人間。同じ字でも「にんげん」と読めば一個の人を指す。今、宗慶が言った「じんかん」とは人と人が織りなす間。つまりはこの世という意である。(引用、じんかん/今村翔吾/講談社)
本書は戦国武将、松永久秀の物語。
「人は何のために生まれてくるのか、なぜ死ぬのか、人と言う生き物の不確かさ」
史実を元に「にんげん」や「じんかん」について書かれた時代小説。
「人(にんげん、じんかん)」が題材になっているので、現代を生きるわたしたちも共感できる部分が多くあります。歴史が好きな方も、歴史にあまり興味がない方も楽しめる一冊だと感じました。
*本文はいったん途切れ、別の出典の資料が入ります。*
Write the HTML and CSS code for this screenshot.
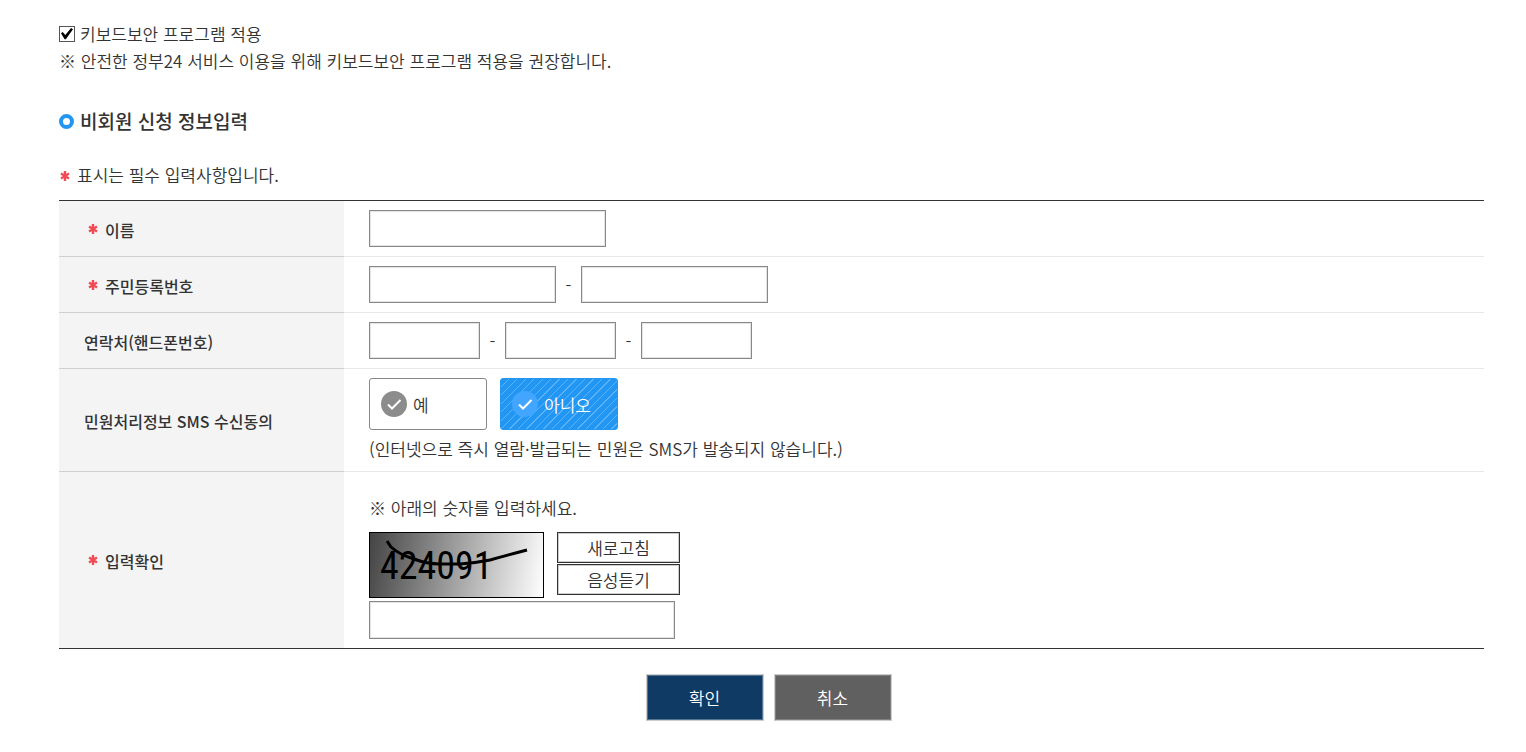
FILE: index.html
```html
<!DOCTYPE html>
<html lang="ko">
<head>
    <meta charset="UTF-8">
    <meta name="viewport" content="width=device-width, initial-scale=1.0">
    <title>비회원 신청</title>
    <link rel="stylesheet" href="styles.css">
</head>
<body>
    <form class="content">
        <div class="security">
            <label class="check"><input type="checkbox" checked>키보드보안 프로그램 적용</label>
            <p>※ 안전한 정부24 서비스 이용을 위해 키보드보안 프로그램 적용을 권장합니다.</p>
        </div>

        <h2 class="title">비회원 신청 정보입력</h2>

        <p class="notice"><svg class="star" viewBox="0 0 10 10"><path d="M5 0v10M1 2.5l8 5M9 2.5l-8 5"/></svg>표시는 필수 입력사항입니다.</p>

        <table class="form-table">
            <tr>
                <th class="required"><svg class="star" viewBox="0 0 10 10"><path d="M5 0v10M1 2.5l8 5M9 2.5l-8 5"/></svg><label for="name">이름</label></th>
                <td><input type="text" id="name" class="field w-name"></td>
            </tr>
            <tr>
                <th class="required"><svg class="star" viewBox="0 0 10 10"><path d="M5 0v10M1 2.5l8 5M9 2.5l-8 5"/></svg><label for="jumin1">주민등록번호</label></th>
                <td>
                    <div class="fields">
                        <input type="text" id="jumin1" class="field w-jumin">
                        <span class="dash">-</span>
                        <input type="password" class="field w-jumin" aria-label="주민등록번호 뒷자리">
                    </div>
                </td>
            </tr>
            <tr>
                <th><label for="phone1">연락처(핸드폰번호)</label></th>
                <td>
                    <div class="fields">
                        <input type="text" id="phone1" class="field w-phone">
                        <span class="dash">-</span>
                        <input type="text" class="field w-phone" aria-label="연락처 가운데 자리">
                        <span class="dash">-</span>
                        <input type="text" class="field w-phone" aria-label="연락처 끝자리">
                    </div>
                </td>
            </tr>
            <tr>
                <th>민원처리정보 SMS 수신동의</th>
                <td>
                    <div class="choices">
                        <label class="choice"><input type="radio" name="sms"><svg class="tick" viewBox="0 0 26 26"><circle cx="13" cy="13" r="13"/><path d="M7 13.5l4 4 8.5-8.5"/></svg>예</label>
                        <label class="choice"><input type="radio" name="sms" checked><svg class="tick" viewBox="0 0 26 26"><circle cx="13" cy="13" r="13"/><path d="M7 13.5l4 4 8.5-8.5"/></svg>아니오</label>
                    </div>
                    <p class="hint">(인터넷으로 즉시 열람·발급되는 민원은 SMS가 발송되지 않습니다.)</p>
                </td>
            </tr>
            <tr>
                <th class="required"><svg class="star" viewBox="0 0 10 10"><path d="M5 0v10M1 2.5l8 5M9 2.5l-8 5"/></svg><label for="answer">입력확인</label></th>
                <td>
                    <p class="guide">※ 아래의 숫자를 입력하세요.</p>
                    <div class="captcha">
                        <svg class="captcha-image" viewBox="0 0 173 64">
                            <text x="10" y="46">424091</text>
                            <path d="M17 8L21 14Q30 22 44 26Q57 31 70 31L90 31Q105 30 120 27Q138 22 157 17"/>
                        </svg>
                        <div class="captcha-buttons">
                            <button type="button">새로고침</button>
                            <button type="button">음성듣기</button>
                        </div>
                    </div>
                    <input type="text" id="answer" class="field w-answer">
                </td>
            </tr>
        </table>

        <div class="actions">
            <button type="submit" class="btn btn-ok">확인</button>
            <button type="button" class="btn btn-cancel">취소</button>
        </div>
    </form>
</body>
</html>
```
FILE: styles.css
```css
* {
    box-sizing: border-box;
}
body {
    margin: 0;
    background: #fff;
    color: #333;
    font-family: "Noto Sans CJK KR", sans-serif;
    font-size: 17px;
    font-weight: 350;
    line-height: 27px;
}
p {
    margin: 0;
}
button, input {
    font: inherit;
    margin: 0;
}
.content {
    padding: 20px 42px 24px 59px;
}
.check {
    display: flex;
    align-items: center;
    gap: 5px;
}
.check input {
    appearance: none;
    width: 16px;
    height: 16px;
    border: 1px solid #555;
    background: #fff;
    display: grid;
}
.check input:checked::before {
    content: "";
    width: 12px;
    height: 12px;
    place-self: center;
    background: #000;
    clip-path: polygon(0 48%, 14% 38%, 36% 62%, 84% 4%, 100% 14%, 40% 98%, 30% 98%);
}
.title {
    display: flex;
    align-items: center;
    gap: 6px;
    margin: 33px 0 26px;
    font-size: 19px;
    font-weight: 500;
    line-height: 28px;
}
.title::before {
    content: "";
    box-sizing: border-box;
    width: 15px;
    height: 15px;
    border: 4px solid #2196f3;
    border-radius: 50%;
}
.star {
    width: 10px;
    height: 10px;
    fill: none;
    stroke: #f04b54;
    stroke-width: 2.4;
}
.notice .star {
    margin: 0 7px 1px 1px;
}

/* form table */
.form-table {
    width: 100%;
    margin-top: 12px;
    border-collapse: separate;
    border-spacing: 0;
    border-top: 1px solid #333;
    border-bottom: 1px solid #333;
}
.form-table th {
    width: 20%;
    padding: 3px 25px 0;
    background: #f4f4f4;
    border-bottom: 1px solid #d0d0d0;
    font-size: 16px;
    font-weight: 500;
    text-align: left;
}
.form-table td {
    padding: 9px 25px;
    border-bottom: 1px solid #e8e8e8;
}
.form-table tr:last-child th,
.form-table tr:last-child td {
    border-bottom: 0;
}
.form-table .required {
    padding-left: 29px;
}
.required .star {
    margin: 0 7px 3px 0;
}
.field {
    display: block;
    height: 37px;
    padding: 0 8px;
    border: 1px solid #888;
    box-shadow: inset 0 0 0 1px #e4e4e4;
}
.w-name { width: 237px; }
.w-jumin { width: 187px; }
.w-phone { width: 111px; }
.w-answer {
    width: 306px;
    height: 38px;
}
.fields {
    display: flex;
    align-items: center;
}
.dash {
    width: 25px;
    text-align: center;
}
.choices {
    display: flex;
    gap: 13px;
    margin-bottom: 6px;
}
.hint {
    line-height: 26px;
}
.choice {
    display: flex;
    align-items: center;
    gap: 6px;
    width: 118px;
    height: 52px;
    padding: 0 11px;
    border: 1px solid #888;
    border-radius: 3px;
}
.choice input {
    position: absolute;
    opacity: 0;
}
.choice:has(:checked) {
    color: #fff;
    border-color: #2196f3;
    background: repeating-linear-gradient(135deg, #2196f3 0 5px, #5cb1f7 5px 6px);
}
.tick {
    width: 26px;
    height: 26px;
    fill: #8c8c8c;
}
.tick path {
    fill: none;
    stroke: #fff;
    stroke-width: 2;
}
:checked + .tick {
    fill: #42a5ff;
}
.guide {
    margin: 13px 0 11px;
}
.captcha {
    display: flex;
    gap: 13px;
    margin-bottom: 3px;
}
.captcha-image {
    width: 175px;
    height: 66px;
    border: 1px solid #000;
    background: linear-gradient(100deg, #444, #fff);
}
.captcha-image text {
    font-family: "Liberation Sans Narrow", "Roboto Condensed", "Open Sans", sans-serif;
    font-size: 38px;
    font-weight: 400;
}
.captcha-image path {
    fill: none;
    stroke: #000;
    stroke-width: 3;
}
.captcha-buttons {
    display: flex;
    flex-direction: column;
    gap: 1px;
}
.captcha-buttons button {
    width: 123px;
    height: 31px;
    padding: 0;
    border: 1px solid #333;
    background: #fff;
    color: #333;
    box-shadow: inset 0 0 0 1px #ccc;
}
.actions {
    display: flex;
    justify-content: center;
    gap: 10px;
    margin-top: 25px;
    padding-right: 6px;
}
.btn {
    width: 118px;
    height: 47px;
    padding: 0;
    color: #fff;
    border: 1px solid #ccc;
}
.btn-ok {
    background: #0f3a63;
    box-shadow: inset 0 0 0 1px #557592;
}
.btn-cancel {
    background: #606060;
    box-shadow: inset 0 0 0 1px #808080;
}
```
この世には昼夜があるのはあるのは確か。その絶妙さがあってこそ草木は育ち、人を含めたすべての生き物がその恩恵に与っている。それ以外に四季が訪れるのも、川があり、海へと流れ込むのも、空を雲が流れていくのも、すべてが複雑に関わり合ってこの世を織りなしているのではないか。
「それなのに、ただ人だけが儘ならぬ」
この完璧に見える天地において、人だけが異なるものかのように思える。(引用、じんかん/今村翔吾/講談社)
「この世を織りなす"人以外のすべて"」と「人と人が織りなす間」。
「人は何のために生まれ、なぜ死ぬのか」本書は、繰り返し「にんげん、じんかん」についてわたしたちに語り掛けます。
長編ですが、あっという間の509ページ。渾身の書き込みにあなたは何を感じますか?
是非、ご自身でご覧になって確かめてみて下さい。